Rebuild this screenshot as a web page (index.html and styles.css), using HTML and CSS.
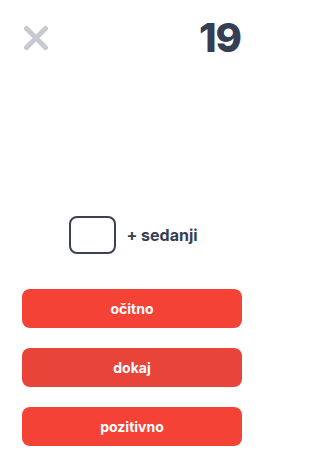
FILE: index.html
```html
<!DOCTYPE html>
<html lang="sl">
<head>
<meta charset="utf-8">
<meta name="viewport" content="width=265">
<link rel="stylesheet" href="styles.css">
</head>
<body>
<div class="screen">
  <header class="top">
    <button class="close" aria-label="Zapri">
      <svg width="26" height="26" viewBox="0 0 26 26"><path d="M3.5 3.5 L22.5 22.5 M22.5 3.5 L3.5 22.5" stroke="#c6c9d0" stroke-width="5" stroke-linecap="round" fill="none"/></svg>
    </button>
    <div class="count">19</div>
  </header>
  <div class="spacer"></div>
  <div class="prompt">
    <div class="blank"></div>
    <span class="word">+ sedanji</span>
  </div>
  <div class="answers">
    <button class="answer">očitno</button>
    <button class="answer dark">dokaj</button>
    <button class="answer">pozitivno</button>
  </div>
</div>
</body>
</html>
```
FILE: styles.css
```css
html, body {
  margin: 0;
  padding: 0;
  background: #fff;
}
.screen {
  width: 265px;
  height: 471px;
  display: flex;
  flex-direction: column;
  font-family: Inter, "Noto Sans", sans-serif;
}
.top {
  display: flex;
  justify-content: space-between;
  align-items: center;
  padding: 16px 24px 0 23px;
}
.close {
  border: 0;
  background: none;
  padding: 0;
  width: 26px;
  height: 26px;
  display: block;
}
.close svg { display: block; }
.count {
  font-size: 40px;
  font-weight: 800;
  color: #363e53;
  letter-spacing: -1px;
  line-height: 44px;
}
.spacer { flex: 1; }
.prompt {
  display: flex;
  align-items: center;
  justify-content: center;
  gap: 10px;
  padding-left: 2px;
}
.blank {
  width: 43px;
  height: 34px;
  border: 2px solid #3d4252;
  border-radius: 8px;
}
.word {
  font-size: 16px;
  font-weight: 700;
  color: #363e53;
}
.answers {
  display: flex;
  flex-direction: column;
  gap: 20px;
  padding: 35px 23px 25px 22px;
}
.answer {
  height: 39px;
  border: 0;
  border-radius: 8px;
  background: #f44336;
  color: #fff;
  font-family: Inter, "Noto Sans", sans-serif;
  font-size: 14px;
  font-weight: 700;
}
.answer.dark { background: #e8443a; }
```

☆ ☆ ☆ ☆

▶ [Work to be completed]
Each line in the listing above that contains "styles" should be copied.

▶ [Solution to this exercise]
Rebuild this screenshot as a web page (index.html and styles.css), using HTML and CSS.
<link rel="stylesheet" href="styles.css">
FILE: styles.css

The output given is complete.